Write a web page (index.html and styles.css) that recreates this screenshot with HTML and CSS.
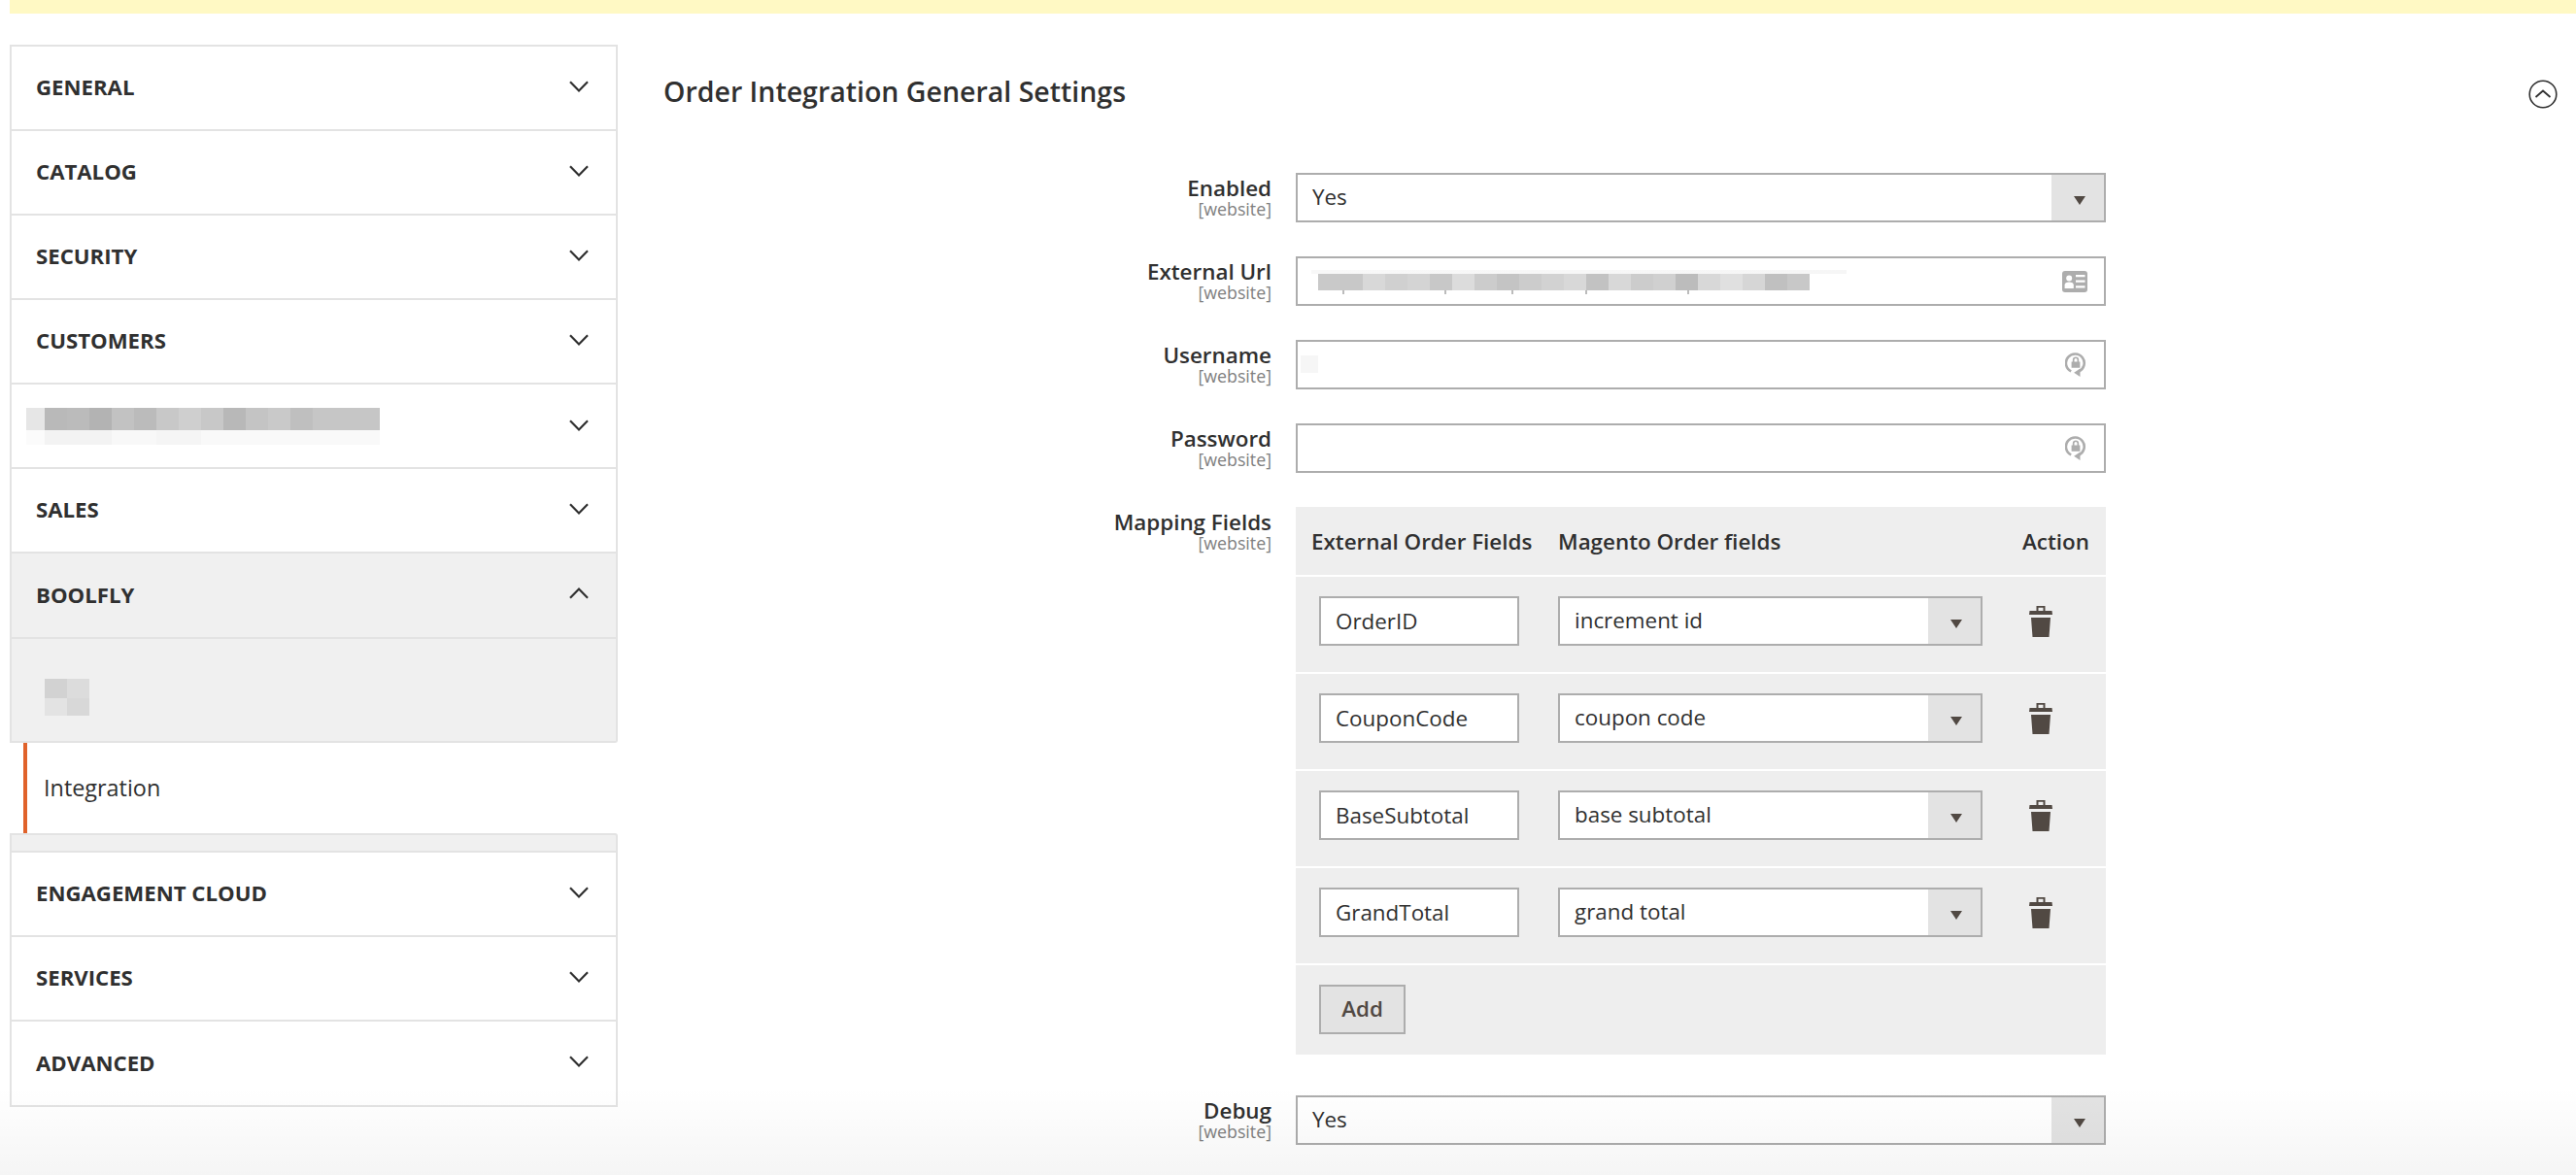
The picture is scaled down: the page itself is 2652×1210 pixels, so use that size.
FILE: index.html
```html
<!DOCTYPE html>
<html lang="en">
<head>
<meta charset="utf-8">
<title>Order Integration General Settings</title>
<link rel="stylesheet" href="styles.css">
</head>
<body>
<svg class="defs" width="0" height="0" aria-hidden="true">
  <symbol id="chev-down" viewBox="0 0 20 12"><path d="M1 1.2 10 10.4 19 1.2" fill="none" stroke="#303030" stroke-width="2.2"/></symbol>
  <symbol id="chev-up" viewBox="0 0 20 12"><path d="M1 10.8 10 1.6 19 10.8" fill="none" stroke="#303030" stroke-width="2.2"/></symbol>
  <symbol id="trash" viewBox="0 0 24 32"><path fill="#514943" fill-rule="evenodd" d="M7.5 0h9v5h7l.5 4H0l.5-4h7zM9.5 1.8V5h5V1.8zM2 12h20l-1.5 20h-17z"/></symbol>
  <symbol id="lock" viewBox="0 0 22 26">
    <path d="M14 19.6A9.4 9.4 0 1 0 6.2 19.4" fill="none" stroke="#adadad" stroke-width="2.6"/>
    <path fill="#adadad" d="M15.5 16.4v8.6l-6.4-4.3z"/>
    <path fill="#adadad" fill-rule="evenodd" d="M6.6 9.4h1.2V7.6a3.2 3.2 0 0 1 6.4 0v1.8h1.2v6.4H6.6zM9.5 9.4h3V7.6a1.5 1.5 0 0 0-3 0z"/>
  </symbol>
  <symbol id="card" viewBox="0 0 26 22">
    <rect width="26" height="22" rx="3" fill="#adadad"/>
    <circle cx="7.2" cy="7.4" r="3" fill="#fff"/>
    <path fill="#fff" d="M2.6 18v-3.4c0-2 1.6-3 4.6-3s4.6 1 4.6 3V18z"/>
    <path fill="#fff" d="M14 4h9.5v2.2H14zM14 9.6h9.5v2.2H14zM14 15.2h9.5v2.2H14z"/>
  </symbol>
</svg>

<div class="notice"></div>

<div class="page">
  <nav class="sidebar">
    <div class="sec"><span class="sec-title">GENERAL</span><svg class="chev"><use href="#chev-down"/></svg></div>
    <div class="sec"><span class="sec-title">CATALOG</span><svg class="chev"><use href="#chev-down"/></svg></div>
    <div class="sec"><span class="sec-title">SECURITY</span><svg class="chev"><use href="#chev-down"/></svg></div>
    <div class="sec"><span class="sec-title">CUSTOMERS</span><svg class="chev"><use href="#chev-down"/></svg></div>
    <div class="sec sec-redacted"><div class="blur-name"></div><svg class="chev"><use href="#chev-down"/></svg></div>
    <div class="sec"><span class="sec-title">SALES</span><svg class="chev"><use href="#chev-down"/></svg></div>
    <div class="sec sec-open"><span class="sec-title">BOOLFLY</span><svg class="chev"><use href="#chev-up"/></svg></div>
    <div class="sub-gray"><div class="blur-sub"></div></div>
    <div class="sub-active">Integration</div>
    <div class="sub-tail"></div>
    <div class="sec"><span class="sec-title">ENGAGEMENT CLOUD</span><svg class="chev"><use href="#chev-down"/></svg></div>
    <div class="sec"><span class="sec-title">SERVICES</span><svg class="chev"><use href="#chev-down"/></svg></div>
    <div class="sec sec-last"><span class="sec-title">ADVANCED</span><svg class="chev"><use href="#chev-down"/></svg></div>
  </nav>

  <main class="content">
    <header class="head">
      <h1 class="title">Order Integration General Settings</h1>
      <svg class="collapse" viewBox="0 0 30 30"><circle cx="15" cy="15" r="13.8" fill="none" stroke="#303030" stroke-width="1.6"/><path d="M7.5 18 15 11.5 22.5 18" fill="none" stroke="#303030" stroke-width="1.8"/></svg>
    </header>

    <div class="form">
      <div class="row">
        <div class="label"><div class="label-name">Enabled</div><div class="label-scope">[website]</div></div>
        <div class="field select"><span class="val">Yes</span><span class="arrow-box"><span class="arrow"></span></span></div>
      </div>
      <div class="row">
        <div class="label"><div class="label-name">External Url</div><div class="label-scope">[website]</div></div>
        <div class="field input"><div class="blur-url"></div><svg class="icon-card"><use href="#card"/></svg></div>
      </div>
      <div class="row">
        <div class="label"><div class="label-name">Username</div><div class="label-scope">[website]</div></div>
        <div class="field input"><div class="blur-user"></div><svg class="icon-lock"><use href="#lock"/></svg></div>
      </div>
      <div class="row">
        <div class="label"><div class="label-name">Password</div><div class="label-scope">[website]</div></div>
        <div class="field input"><svg class="icon-lock"><use href="#lock"/></svg></div>
      </div>
      <div class="row row-map">
        <div class="label"><div class="label-name">Mapping Fields</div><div class="label-scope">[website]</div></div>
        <div class="map">
          <div class="map-head"><span class="mh-a">External Order Fields</span><span class="mh-b">Magento Order fields</span><span class="mh-c">Action</span></div>
          <div class="map-row">
            <div class="mini-input">OrderID</div>
            <div class="field select mini-select"><span class="val">increment id</span><span class="arrow-box"><span class="arrow"></span></span></div>
            <svg class="trash"><use href="#trash"/></svg>
          </div>
          <div class="map-row">
            <div class="mini-input">CouponCode</div>
            <div class="field select mini-select"><span class="val">coupon code</span><span class="arrow-box"><span class="arrow"></span></span></div>
            <svg class="trash"><use href="#trash"/></svg>
          </div>
          <div class="map-row">
            <div class="mini-input">BaseSubtotal</div>
            <div class="field select mini-select"><span class="val">base subtotal</span><span class="arrow-box"><span class="arrow"></span></span></div>
            <svg class="trash"><use href="#trash"/></svg>
          </div>
          <div class="map-row">
            <div class="mini-input">GrandTotal</div>
            <div class="field select mini-select"><span class="val">grand total</span><span class="arrow-box"><span class="arrow"></span></span></div>
            <svg class="trash"><use href="#trash"/></svg>
          </div>
          <div class="map-foot"><button class="add" type="button">Add</button></div>
        </div>
      </div>
      <div class="row row-debug">
        <div class="label"><div class="label-name">Debug</div><div class="label-scope">[website]</div></div>
        <div class="field select"><span class="val">Yes</span><span class="arrow-box"><span class="arrow"></span></span></div>
      </div>
    </div>
  </main>
</div>
<div class="fade"></div>
</body>
</html>
```
FILE: styles.css
```css
* { box-sizing: border-box; }
html, body { margin: 0; height: 1210px; overflow: hidden; }
body {
  position: relative;
  background: #fff;
  color: #303030;
  font-family: "Open Sans", "Liberation Sans", sans-serif;
  font-size: 22.4px;
  padding-left: 10px;
}
.defs { position: absolute; }

.notice { height: 14px; background: #fff9c4; }

.page { display: flex; align-items: flex-start; }

/* sidebar */
.sidebar { width: 626px; margin-top: 32px; flex: none; }
.sec {
  height: 87px;
  display: flex;
  align-items: center;
  justify-content: space-between;
  padding: 0 28px 2px 25px;
  border: 2px solid #e3e3e3;
  border-top: 0;
  background: #fff;
}
.sidebar > .sec:first-child { height: 89px; border-top: 2px solid #e3e3e3; }
.sec-title { font-weight: 700; font-size: 22.2px; color: #303030; }
.chev { width: 20px; height: 12px; margin-top: -2px; flex: none; }
.sec-open { height: 88px; background: #f0f0f0; }
.sec-last { height: 88px; }
.sec-redacted { padding-left: 15px; padding-bottom: 0; }
.blur-name {
  width: 364px;
  height: 38px;
  background:
    linear-gradient(90deg, #e6e6e6 0 19px, #b9b9b9 19px 42px, #bbb 42px 65px, #b3b3b3 65px 88px, #c2c2c2 88px 111px, #bbb 111px 134px, #c8c8c8 134px 157px, #cfcfcf 157px 180px, #c8c8c8 180px 203px, #b8b8b8 203px 226px, #c4c4c4 226px 249px, #c9c9c9 249px 272px, #bfbfbf 272px 295px, #c6c6c6 295px 364px) top / 100% 23px no-repeat,
    linear-gradient(90deg, #fbfbfb 0 19px, #f3f3f3 19px 88px, #f8f8f8 88px 134px, #f5f5f5 134px 180px, #f9f9f9 180px 364px) bottom / 100% 15px no-repeat;
}

.sub-gray {
  height: 107px;
  background: #f0f0f0;
  border: 2px solid #e3e3e3;
  border-top: 0;
  padding: 41px 0 0 34px;
  border-radius: 0 0 3px 0;
}
.blur-sub {
  width: 46px;
  height: 38px;
  background:
    linear-gradient(90deg, #d2d2d2 0 23px, #dcdcdc 23px) top / 100% 20px no-repeat,
    linear-gradient(90deg, #e3e3e3 0 23px, #d8d8d8 23px) bottom / 100% 18px no-repeat;
}
.sub-active {
  height: 93px;
  margin-left: 14px;
  border-left: 4px solid #e0622a;
  background: #fff;
  display: flex;
  align-items: center;
  padding: 0 0 1px 17px;
  font-size: 23.4px;
  color: #303030;
}
.sub-tail {
  height: 20px;
  background: #f0f0f0;
  border: 2px solid #e3e3e3;
  border-radius: 0 3px 0 0;
}

/* content */
.content { width: 1969px; margin-left: 47px; flex: none; }
.head { position: relative; height: 164px; padding-top: 60px; }
.title { margin: 0; font-size: 28.5px; font-weight: 600; line-height: 40px; color: #303030; }
.collapse { position: absolute; left: 1920px; top: 68px; width: 30px; height: 30px; }

.row { display: grid; grid-template-columns: 626px 834px; column-gap: 25px; margin-bottom: 35px; }
.row-debug { margin-top: 42px; margin-bottom: 0; }
.row-map { margin-bottom: 0; }
.label { text-align: right; padding-top: 2px; }
.label-name { font-size: 22.4px; font-weight: 600; line-height: 28px; color: #303030; }
.label-scope { font-size: 17.8px; line-height: 15px; color: #808080; }

.field {
  position: relative;
  height: 51px;
  border: 2px solid #adadad;
  background: #fff;
  display: flex;
  align-items: center;
  padding-left: 15px;
}
.val { line-height: 1; }
.select { padding-right: 56px; }
.arrow-box {
  position: absolute;
  right: 0;
  top: 0;
  bottom: 0;
  width: 54px;
  background: #e3e3e3;
  display: flex;
  align-items: center;
  justify-content: center;
}
.arrow {
  width: 0;
  height: 0;
  border-left: 6.5px solid transparent;
  border-right: 6.5px solid transparent;
  border-top: 9px solid #514943;
  margin: 5px 0 0 4px;
}
.input { justify-content: flex-start; }
.icon-card { position: absolute; right: 17px; top: 13px; width: 26px; height: 22px; }
.icon-lock { position: absolute; right: 18px; top: 11px; width: 22px; height: 26px; }
.blur-url {
  position: absolute;
  left: 14px;
  top: 12px;
  width: 551px;
  height: 25px;
  background:
    linear-gradient(90deg, transparent 0 32px, #bbb 32px 34px, transparent 34px 137px, #bbb 137px 139px, transparent 139px 206px, #bbb 206px 208px, transparent 208px 282px, #bbb 282px 284px, transparent 284px 387px, #bbb 387px 389px, transparent 389px) 0 21px / 100% 4px no-repeat,
    linear-gradient(90deg, #fff 0 7px, #c9c9c9 7px 30px, #c8c8c8 30px 53px, #d8d8d8 53px 76px, #d0d0d0 76px 99px, #d4d4d4 99px 122px, #c8c8c8 122px 145px, #dcdcdc 145px 168px, #cccccc 168px 191px, #c4c4c4 191px 214px, #cccccc 214px 237px, #d2d2d2 237px 260px, #d8d8d8 260px 283px, #c2c2c2 283px 306px, #d8d8d8 306px 329px, #cccccc 329px 352px, #d0d0d0 352px 375px, #bcbcbc 375px 398px, #d8d8d8 398px 421px, #e0e0e0 421px 444px, #d6d6d6 444px 467px, #c0c0c0 467px 490px, #c8c8c8 490px 513px, transparent 513px) 0 4px / 100% 17px no-repeat,
    linear-gradient(90deg, #f8f8f8, #f6f6f6) top / 100% 4px no-repeat;
}
.blur-user { position: absolute; left: 3px; top: 14px; width: 18px; height: 18px; background: #f6f6f6; }

.map { background: #fff; }
.map-head {
  height: 70px;
  background: #eee;
  display: flex;
  align-items: center;
  font-weight: 600;
  margin-bottom: 2px;
  padding: 0 0 0 16px;
}
.mh-a { width: 254px; flex: none; white-space: nowrap; }
.mh-b { width: 478px; flex: none; white-space: nowrap; }
.map-row {
  height: 98px;
  background: #eee;
  margin-bottom: 2px;
  padding: 20px 0 0 24px;
  display: flex;
  align-items: flex-start;
}
.mini-input {
  width: 206px;
  height: 51px;
  border: 2px solid #adadad;
  background: #fff;
  padding-left: 15px;
  display: flex;
  align-items: center;
  flex: none;
}
.mini-select { width: 437px; margin-left: 40px; flex: none; }
.trash { width: 24px; height: 32px; margin: 10px 0 0 48px; flex: none; }
.map-foot { height: 92px; background: #eee; padding: 20px 0 0 24px; }
.add {
  display: block;
  width: 89px;
  height: 51px;
  padding: 0 0 2px;
  border: 2px solid #adadad;
  background: #e3e3e3;
  color: #514943;
  font: 600 22.4px "Open Sans", "Liberation Sans", sans-serif;
}

.fade {
  position: absolute;
  left: 0;
  right: 0;
  bottom: 0;
  height: 90px;
  background: linear-gradient(180deg, rgba(0,0,0,0), rgba(0,0,0,.04));
  pointer-events: none;
}
```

━━━

Where a line holds "styles", copy that line.

#### EXERCISE SOLUTION:
Write a web page (index.html and styles.css) that recreates this screenshot with HTML and CSS.
<link rel="stylesheet" href="styles.css">
FILE: styles.css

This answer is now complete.